Can two walk together, except they be agreed? Amos 3:3 kjv
The prophet Amos ministered during a time of prosperity and political complacency in Israel. Outwardly, the nation was thriving—but injustice, inequality, and corruption had become its foundation. In Amos 3, God calls Israel to account, reminding them that divine partnership requires alignment. “Can two walk together, except they be agreed?” asks the rhetorical question: true fellowship demands shared purpose. The covenant between God and God’s people was broken, not because of distance, but because of disagreement—between God’s justice and the people’s actions.
In this verse, “walk together” implies companionship, cooperation, and shared movement toward a goal. It is a metaphor for relational and moral alignment. When government, leadership, or systems stray from justice, compassion, and truth, the walk with God falters. God’s walk is always toward equity, mercy, and righteousness. The question becomes: Whose pace are we walking at—the world’s, or God’s?

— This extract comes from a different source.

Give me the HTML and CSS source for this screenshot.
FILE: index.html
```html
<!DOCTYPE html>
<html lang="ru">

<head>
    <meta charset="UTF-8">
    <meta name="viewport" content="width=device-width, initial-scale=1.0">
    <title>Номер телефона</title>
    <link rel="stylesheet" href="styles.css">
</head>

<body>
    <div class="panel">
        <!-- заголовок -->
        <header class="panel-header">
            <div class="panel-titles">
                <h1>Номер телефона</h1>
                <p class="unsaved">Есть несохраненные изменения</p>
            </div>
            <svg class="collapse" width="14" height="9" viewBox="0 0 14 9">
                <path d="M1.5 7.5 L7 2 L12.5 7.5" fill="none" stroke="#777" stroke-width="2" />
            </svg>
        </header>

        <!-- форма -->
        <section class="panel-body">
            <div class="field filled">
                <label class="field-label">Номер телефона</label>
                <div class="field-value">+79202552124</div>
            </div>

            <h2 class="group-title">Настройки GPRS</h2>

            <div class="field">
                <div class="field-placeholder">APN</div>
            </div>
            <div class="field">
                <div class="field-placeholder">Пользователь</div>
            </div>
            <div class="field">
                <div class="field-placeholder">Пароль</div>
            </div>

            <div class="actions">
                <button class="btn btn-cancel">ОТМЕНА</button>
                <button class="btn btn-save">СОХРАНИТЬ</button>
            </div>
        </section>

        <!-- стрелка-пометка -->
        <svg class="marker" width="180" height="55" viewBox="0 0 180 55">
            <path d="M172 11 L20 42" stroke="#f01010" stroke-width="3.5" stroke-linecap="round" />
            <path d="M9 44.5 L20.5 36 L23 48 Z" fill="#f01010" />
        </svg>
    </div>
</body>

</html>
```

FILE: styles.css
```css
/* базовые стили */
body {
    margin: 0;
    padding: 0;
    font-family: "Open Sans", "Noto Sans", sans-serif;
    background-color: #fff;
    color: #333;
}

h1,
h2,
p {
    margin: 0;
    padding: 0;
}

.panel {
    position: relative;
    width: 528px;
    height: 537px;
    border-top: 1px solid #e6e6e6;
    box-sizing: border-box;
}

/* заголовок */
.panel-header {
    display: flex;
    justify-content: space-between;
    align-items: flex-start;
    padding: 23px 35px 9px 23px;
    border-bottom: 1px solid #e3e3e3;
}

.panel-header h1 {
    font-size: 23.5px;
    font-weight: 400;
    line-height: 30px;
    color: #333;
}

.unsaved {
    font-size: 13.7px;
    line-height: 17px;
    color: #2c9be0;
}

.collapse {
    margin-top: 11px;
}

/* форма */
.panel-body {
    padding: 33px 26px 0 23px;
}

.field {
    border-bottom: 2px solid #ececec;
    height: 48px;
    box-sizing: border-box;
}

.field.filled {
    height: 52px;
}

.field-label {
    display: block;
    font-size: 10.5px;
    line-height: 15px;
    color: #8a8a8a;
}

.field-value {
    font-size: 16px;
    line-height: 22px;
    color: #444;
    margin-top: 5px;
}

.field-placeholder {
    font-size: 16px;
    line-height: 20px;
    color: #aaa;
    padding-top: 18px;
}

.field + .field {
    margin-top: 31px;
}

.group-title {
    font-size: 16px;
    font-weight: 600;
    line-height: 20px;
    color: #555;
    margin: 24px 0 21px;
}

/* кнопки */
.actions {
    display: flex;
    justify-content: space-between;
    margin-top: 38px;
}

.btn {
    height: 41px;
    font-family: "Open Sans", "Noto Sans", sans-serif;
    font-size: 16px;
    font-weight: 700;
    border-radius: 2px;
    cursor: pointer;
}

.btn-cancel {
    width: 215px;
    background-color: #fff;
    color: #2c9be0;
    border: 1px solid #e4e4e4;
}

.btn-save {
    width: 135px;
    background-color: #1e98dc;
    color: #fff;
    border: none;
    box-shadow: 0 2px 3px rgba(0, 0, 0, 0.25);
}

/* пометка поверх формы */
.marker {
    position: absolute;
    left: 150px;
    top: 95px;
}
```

Imagine two people walking side by side. If one slows down or turns away, they drift apart. The journey becomes disjointed. In the same way, our national walk toward justice falters when leaders prioritize power over people.

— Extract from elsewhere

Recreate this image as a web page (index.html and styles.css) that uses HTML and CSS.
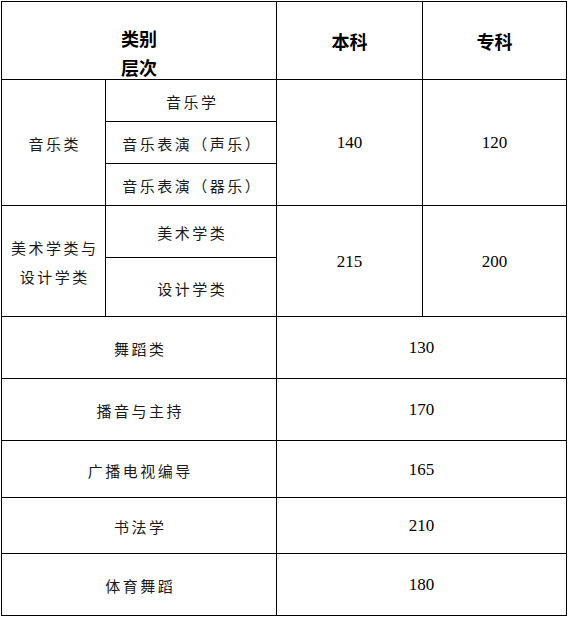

Today, as the government shutdown halts paychecks and disrupts families, we see the painful ripple effect of disunity. Thousands of workers—custodians, clerks, air traffic controllers, service members—are walking in faith without pay. They are still showing up, still serving, still walking. Yet the path they tread is heavy, because the agreement between governance and justice has been broken.

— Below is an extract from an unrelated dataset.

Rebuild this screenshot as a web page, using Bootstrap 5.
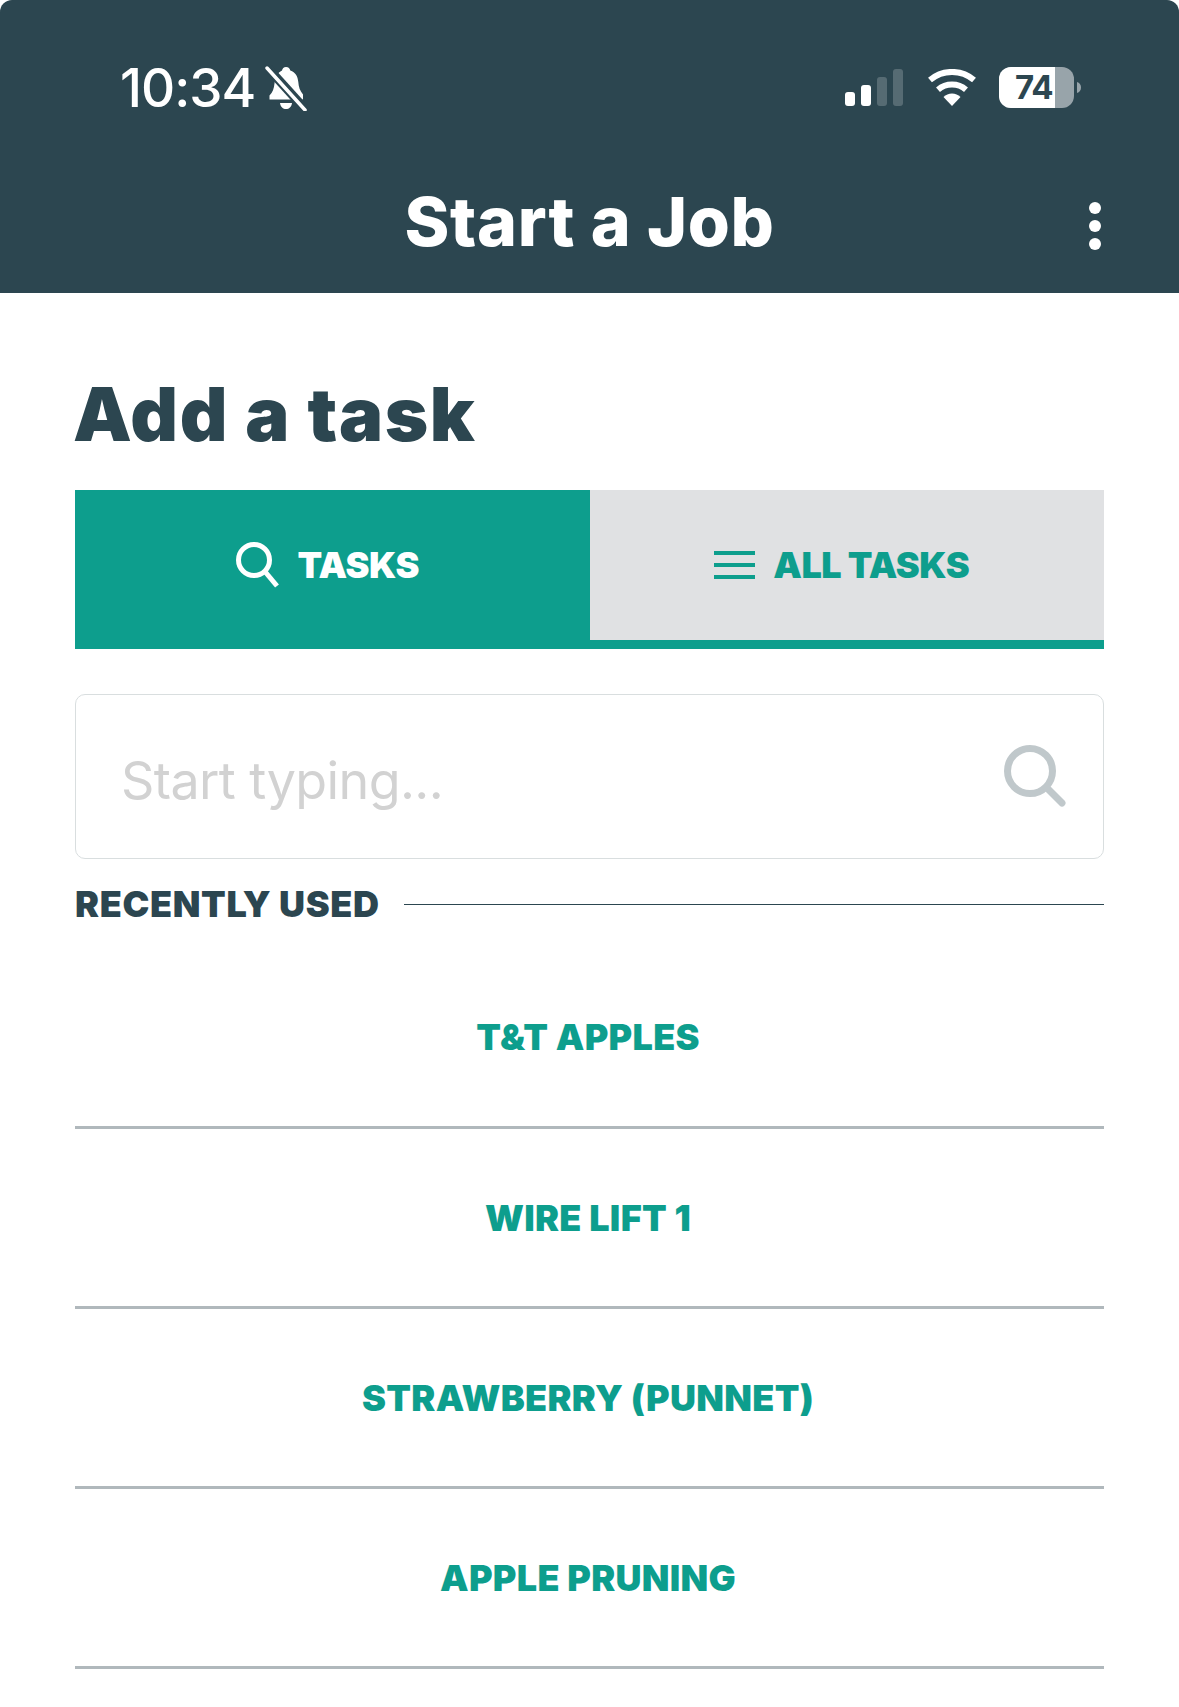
<!DOCTYPE html>
<html lang="en">
  <head>
    <meta charset="UTF-8" />
    <meta name="viewport" content="width=device-width, initial-scale=1.0" />
    <title>Start a Job</title>
    <link
      href="https://cdn.jsdelivr.net/npm/bootstrap@5.3.0/dist/css/bootstrap.min.css"
      rel="stylesheet"
    />
    <style>
      body { background: #fff; font-family: Inter, sans-serif; color: #2c4650; }
      .app-head { background: #2c4650; height: 293px; border-radius: 12px 12px 0 0; color: #fff; }
      .status-row { height: 181px; padding: 62px 98px 0 120px; }
      .status-time { font-family: Inter, sans-serif; font-size: 53px; line-height: 52px; font-weight: 500; letter-spacing: -1px; }
      .bell-icon { margin-left: 10px; }
      .signal-group { margin-top: 5px; }
      .batt-wrap { position: relative; width: 82px; height: 41px; margin-left: 22px; }
      .batt-num { position: absolute; left: 16px; top: 0; width: 40px; overflow: hidden; font-size: 33px; line-height: 41px; font-weight: 700; color: #2c4650; letter-spacing: -1px; white-space: nowrap; }
      .title-row { padding: 0 78px; }
      .title-gap { width: 12px; }
      .job-title { font-family: Inter, sans-serif; font-size: 68px; font-weight: 800; line-height: 80px; letter-spacing: 0.7px; margin: 0; color: #fff; }
      .kebab { gap: 6px; padding-top: 9px; }
      .kebab span { width: 12px; height: 12px; border-radius: 50%; background: #fff; display: block; }
      .page-body { padding: 76px 75px 0; }
      .task-head { font-size: 74px; font-weight: 900; line-height: 90px; letter-spacing: 1.6px; margin: 0 0 31px -2px; color: #2c4650; }
      .tab-strip { height: 159px; }
      .tab-item { height: 159px; font-size: 36px; font-weight: 900; letter-spacing: -0.5px; text-decoration: none; gap: 18px; padding-right: 10px; }
      .tab-on { background: #0d9e8d; color: #fff; padding-bottom: 9px; }
      .tab-off { background: #e0e1e3; color: #0d9e8d; border-bottom: 9px solid #0d9e8d; }
      .tab-item:hover { color: inherit; }
      .search-box { margin-top: 45px; }
      .search-box .form-control { height: 165px; border: 1.5px solid #d9dedf; border-radius: 10px; padding: 8px 120px 0 45px; font-family: Inter, sans-serif; font-size: 52px; font-weight: 400; letter-spacing: -0.6px; }
      .search-box .form-control::placeholder { color: #d2d2d2; opacity: 1; }
      .search-glass { position: absolute; right: 38px; top: 51px; }
      .recent-row { height: 90px; gap: 24px; }
      .recent-label { font-size: 36px; font-weight: 900; letter-spacing: 0.65px; line-height: 1; white-space: nowrap; }
      .recent-line { flex: 1; height: 1px; background: #2c4650; }
      .task-list { margin-top: -4px; --bs-list-group-border-width: 3px; --bs-list-group-border-color: #b0b8bc; }
      .task-list > .task-row { height: 180px; padding: 0 3px 0 0; font-size: 36px; font-weight: 900; letter-spacing: 0.3px; color: #0d9e8d; background: transparent; text-align: center; line-height: 178px; }
      .task-list > .task-row:first-child { height: 184px; line-height: 185px; }
      .task-list > .task-row:last-child { border-bottom-width: 3px; }
    </style>
  </head>
  <body>
    <header class="app-head">
      <div class="status-row d-flex align-items-start justify-content-between">
        <div class="d-flex align-items-center">
          <span class="status-time">10:34</span>
          <svg class="bell-icon" width="42" height="46" viewBox="0 0 42 46" fill="#fff">
            <path d="M21 2c2.500 0 4 1.500 4.300 3.600 5.200 1.600 7.500 6 8 11.500.4 5 1.500 8.500 4.700 12.500v5H4.500v-4c3.200-3 4.500-7 5-12 .6-6 3-11 7.500-13C17.300 3.600 18.700 2 21 2z"/>
            <path d="M15 38h12c-.6 4-3 6-6 6s-5.400-2-6-6z"/>
            <path d="M2 2l38 42" stroke="#2c4650" stroke-width="9" fill="none"/>
            <path d="M2 3l38 42" stroke="#fff" stroke-width="3.500" stroke-linecap="round" fill="none"/>
          </svg>
        </div>
        <div class="signal-group d-flex align-items-center">
          <svg width="58" height="37" viewBox="0 0 58 37" fill="#fff" class="me-4">
            <rect x="0" y="23" width="10" height="14" rx="3"/>
            <rect x="16" y="16" width="10" height="21" rx="3"/>
            <rect x="32" y="8" width="10" height="29" rx="3" fill-opacity=".2"/>
            <rect x="48" y="0" width="10" height="37" rx="3" fill-opacity=".2"/>
          </svg>
          <svg width="50" height="37" viewBox="0 0 50 37" fill="none" stroke="#fff" stroke-width="6">
            <path d="M3 11A34 34 0 0 1 47 11"/>
            <path d="M11 20.700A21.500 21.500 0 0 1 39 20.700"/>
            <path d="M25 37L16.500 28A12 12 0 0 1 33.500 28Z" fill="#fff" stroke="none"/>
          </svg>
          <div class="batt-wrap">
            <svg width="82" height="41" viewBox="0 0 82 41">
              <rect x="0" y="0" width="75" height="41" rx="12" fill="#98a4aa"/>
              <path d="M12 0H56V41H12A12 12 0 0 1 0 29V12A12 12 0 0 1 12 0Z" fill="#fff"/>
              <path d="M78 15c2.500.8 4 2.500 4 5.500s-1.500 4.700-4 5.500z" fill="#98a4aa"/>
            </svg>
            <span class="batt-num">74</span>
          </div>
        </div>
      </div>
      <div class="title-row d-flex align-items-center justify-content-between">
        <span class="title-gap"></span>
        <h1 class="job-title">Start a Job</h1>
        <div class="kebab d-flex flex-column"><span></span><span></span><span></span></div>
      </div>
    </header>

    <main class="page-body">
      <h2 class="task-head">Add a task</h2>

      <div class="row g-0 tab-strip">
        <div class="col-6">
          <a href="#" class="tab-item tab-on d-flex align-items-center justify-content-center">
            <svg width="44" height="46" viewBox="0 0 44 46" fill="none" stroke="#fff" stroke-width="5">
              <circle cx="18" cy="18" r="15.500"/>
              <path d="M28.500 29L41 44"/>
            </svg>
            TASKS
          </a>
        </div>
        <div class="col-6">
          <a href="#" class="tab-item tab-off d-flex align-items-center justify-content-center">
            <svg width="41" height="28" viewBox="0 0 41 28" fill="#0d9e8d">
              <rect width="41" height="4"/><rect y="12" width="41" height="4"/><rect y="24" width="41" height="4"/>
            </svg>
            ALL TASKS
          </a>
        </div>
      </div>

      <div class="search-box position-relative">
        <input type="text" class="form-control" placeholder="Start typing..." aria-label="Start typing" />
        <svg class="search-glass" width="62" height="62" viewBox="0 0 62 62" fill="none" stroke="#c0c8cb" stroke-width="7" stroke-linecap="round">
          <circle cx="26" cy="26" r="22.500"/>
          <path d="M43 43L58 58"/>
        </svg>
      </div>

      <div class="recent-row d-flex align-items-center">
        <span class="recent-label">RECENTLY USED</span>
        <span class="recent-line"></span>
      </div>

      <div class="list-group list-group-flush task-list">
        <div class="list-group-item task-row">T&amp;T APPLES</div>
        <div class="list-group-item task-row">WIRE LIFT 1</div>
        <div class="list-group-item task-row">STRAWBERRY (PUNNET)</div>
        <div class="list-group-item task-row">APPLE PRUNING</div>
      </div>
    </main>
    <script src="https://cdn.jsdelivr.net/npm/bootstrap@5.3.0/dist/js/bootstrap.bundle.min.js"></script>
  </body>
</html>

The shutdown is not just political—it is spiritual. It reveals how far we’ve walked from the shared covenant of care and community. While systems stall, God is still calling us to walk together, children. To walk in agreement with compassion, to stand in solidarity with those burdened by delay and despair.
Let’s Reflect
Amos’s words pierce through centuries with timely truth: walking with God means walking in justice. We cannot say we walk with God while ignoring the suffering of workers whose labor sustains us.
Walk together, children, don’t you get weary, the spiritual says. That refrain, born in fields of oppression, reminds us that faithful walking is collective walking. Justice is not achieved in isolation; it’s a communal march toward God’s dream.
As citizens, as believers, as leaders—we must ask: Are we walking in agreement with God’s priorities? Do our policies reflect compassion? Do our budgets honor the dignity of those who serve?
Walking together requires both agreement and alignment—heart to heart, purpose to purpose, justice to justice.